Under both the APP and PEPP, we bought billions in sovereign bonds with an average maturity of about 7 years. Some of these bonds are now maturing: that means the ‘principal’ of our investments is flowing back to us. Through this process, excess liquidity is drained form the system. However, we currently still reinvest the principal payments for the PEPP, leaving the overall bond portfolio unchanged.
We need data and research to fulfil our mandate, so that we can do the best possible job at what we must do best
To date, this ‘quantitative tightening’ has been smooth and well-absorbed by financial markets. This is similar to what we see from our international peers, who – in fact – are reducing their balance sheet at a relatively faster pace.

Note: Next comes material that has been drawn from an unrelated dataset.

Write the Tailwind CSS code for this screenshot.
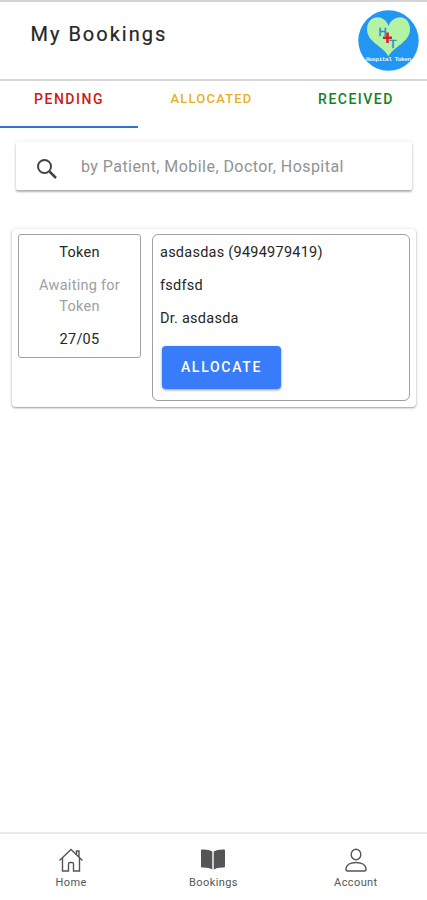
<!DOCTYPE html>
<html lang="en">
<head>
  <meta charset="UTF-8" />
  <meta name="viewport" content="width=device-width, initial-scale=1.0" />
  <title>My Bookings</title>
  <script src="https://cdn.jsdelivr.net/npm/@tailwindcss/browser@4"></script>
</head>
<body class="bg-white font-[Roboto,sans-serif] text-[#262626]">
  <div class="flex flex-col h-screen overflow-hidden border-t-2 border-[#d4d4d4]">

    <header class="flex items-start justify-between h-[79px] shrink-0 pl-[30.5px] pr-2 border-b-2 border-[#d6d6d6]">
      <h1 class="mt-[17px] text-[20px] leading-[30px] font-normal tracking-[2px] [-webkit-text-stroke:0.2px]">My Bookings</h1>
      <svg class="mt-2 w-[61px] h-[61px]" viewBox="0 0 61 61">
        <circle cx="30.5" cy="30.5" r="30.2" fill="#2196f3" />
        <path d="M30.5 46.500C26 37 9 32 9 19.500C9 5 26 3 30.500 16C36 3 52 5 52 19.500C52 32 35 37 30.500 46.500Z" fill="#b4f2a4" />
        <text x="20.500" y="26" font-size="11.500" font-family="Roboto, sans-serif" fill="#2b8fd8" stroke="#2b8fd8" stroke-width=".5">H</text>
        <text x="31.500" y="37.500" font-size="11.500" font-family="Roboto, sans-serif" fill="#2b8fd8" stroke="#2b8fd8" stroke-width=".5">T</text>
        <path d="M29.500 22.500V33M25 27.700H34" stroke="#d8202c" stroke-width="2.600" />
        <text x="30.500" y="51" text-anchor="middle" textLength="45" font-size="6" font-weight="bold" font-family="Liberation Mono, monospace" fill="#e8f6ff">Hospital Token</text>
      </svg>
    </header>

    <nav class="flex h-[47px] shrink-0 text-[14px] leading-[20px] font-medium text-center">
      <div class="w-[138px] pt-2 border-b-2 border-[#2f74d0] text-[#cf1717] tracking-[1.5px]">PENDING</div>
      <div class="w-[147px] pt-2 text-[#e8b023] text-[13px] tracking-[1.2px]">ALLOCATED</div>
      <div class="w-[142px] pt-2 text-[#16801c] tracking-[1.5px]">RECEIVED</div>
    </nav>

    <main class="flex-1">
      <div class="flex items-center h-[48px] mt-[14px] ml-4 mr-[15px] pl-5 rounded-xs shadow-[0_2px_2px_rgba(0,0,0,0.28),0_0_4px_rgba(0,0,0,0.1)]">
        <svg class="w-[22px] h-[22px] mt-1.5" viewBox="0 0 22 22" fill="none" stroke="#444" stroke-width="2">
          <circle cx="8.500" cy="8.500" r="6.500" />
          <path d="M13.500 13.500L20 20" stroke-width="2.500" />
        </svg>
        <div class="ml-[23px] mt-px w-[262px] overflow-hidden whitespace-nowrap text-[16px] leading-[24px] tracking-[0.45px] text-[#929292]">by Patient, Mobile, Doctor, Hospital</div>
      </div>

      <div class="flex items-start h-[178px] mt-[39px] ml-3 mr-[11px] pt-[5px] pl-1.5 rounded-sm shadow-[0_1px_2px_rgba(0,0,0,0.35),0_0_4px_rgba(0,0,0,0.1)] text-[14.500px] leading-[21px]">
        <div class="flex flex-col gap-3 w-[123px] h-[124px] pt-[7px] px-3 border border-[#a0a0a0] rounded-[3px] text-center">
          <p class="tracking-[0.25px]">Token</p>
          <p class="tracking-[0.25px] text-[#a0a0a0]">Awaiting for Token</p>
          <p class="tracking-[0.25px]">27/05</p>
        </div>
        <div class="flex flex-col items-start gap-3 w-[258px] h-[167px] ml-[11px] pt-[7px] pl-[7px] border border-[#a0a0a0] rounded-md">
          <p class="tracking-[0.25px]">asdasdas (9494979419)</p>
          <p class="tracking-[0.25px]">fsdfsd</p>
          <p class="tracking-[0.25px]">Dr. asdasda</p>
          <button class="ml-0.5 mt-[5px] pb-0.5 w-[119px] h-[43px] rounded-sm bg-[#387cfa] text-white text-[14px] leading-[20px] font-medium tracking-[1.7px] shadow-[0_1px_3px_rgba(0,0,0,0.4)]">ALLOCATE</button>
        </div>
      </div>
    </main>

    <footer class="grid grid-cols-3 h-[68px] shrink-0 border-t-2 border-[#ebebeb] text-[11px] leading-[14px] tracking-[0.4px] text-[#555]">
      <div class="flex flex-col items-center pt-[13px]">
        <svg class="w-[26px] h-[26px]" viewBox="0 0 26 26" fill="none" stroke="#555" stroke-width="1.400">
          <path d="M1.500 13.500L13 2.500L24.500 13.500" />
          <path d="M4.500 11V24H10.500V17Q10.500 15.500 12 15.500H14Q15.500 15.500 15.500 17V24H21.500V11M18.500 7.500V4H21V10" />
        </svg>
        <span class="mt-[3px]">Home</span>
      </div>
      <div class="flex flex-col items-center pt-[13px]">
        <svg class="w-[26px] h-[26px]" viewBox="0 0 26 26" fill="#555">
          <path d="M1 3.500Q1 2.500 2 2.500Q9 2.300 12.300 4.500V22.500Q9 20.300 2 20.500Q1 20.500 1 19.500Z" />
          <path d="M25 3.500Q25 2.500 24 2.500Q17 2.300 13.700 4.500V22.500Q17 20.300 24 20.500Q25 20.500 25 19.500Z" />
        </svg>
        <span class="mt-[3px]">Bookings</span>
      </div>
      <div class="flex flex-col items-center pt-[13px]">
        <svg class="w-[26px] h-[26px]" viewBox="0 0 26 26" fill="none" stroke="#555" stroke-width="1.400">
          <ellipse cx="13" cy="7.500" rx="4.800" ry="5.300" />
          <path d="M3 22.500C3 17.500 8 15.500 13 15.500C18 15.500 23 17.500 23 22.500Q23 24 21.500 24H4.500Q3 24 3 22.500Z" />
        </svg>
        <span class="mt-[3px]">Account</span>
      </div>
    </footer>
  </div>
</body>
</html>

That brings me to the challenge. While, clearly, the current balance sheet has to shrink, our future balance sheet size may need to be larger than it was before the Global Financial crisis. The reason is that structural changes in financial markets, including a higher demand for liquidity, will call for a larger central bank reserves in the future. In my view, refinancing operations represent the most efficient tool to provide such a level of reserves down the road.
Monetary policy is too important, too crucial for our economy and our general wellbeing, to rely on trial and error. The ECB, the central banks, would prefer to avoid the honour of receiving an Ig Nobel prize.
Yes, in the history of the Ig Nobel prizes some were also awarded as criticism wrapped up in a blanket of satire. For instance, in 2009, the Ig Nobel for Economics was awarded to the directors, executives, and auditors of four Icelandic banks for demonstrating that tiny banks can rapidly mushroom into huge banks, and vice versa, and for demonstrating that similar things can happen to an entire national economy.
So, to avoid that ‘honour’, we need data and research to fulfil our mandate, so that we can do the best possible job at what we must do best.
Because in monetary policy, we cannot live by the slogan of the Ig Nobel prizes, also the closing remark of the annual ceremony: “If you didn’t win a prize – and especially if you did – better luck next year!”
So, make us think!
This article is based on a speech delivered at the 26th Annual DNB Research Conference ‘Challenges for monetary policy that make us think’, Amsterdam, 2 November 2023.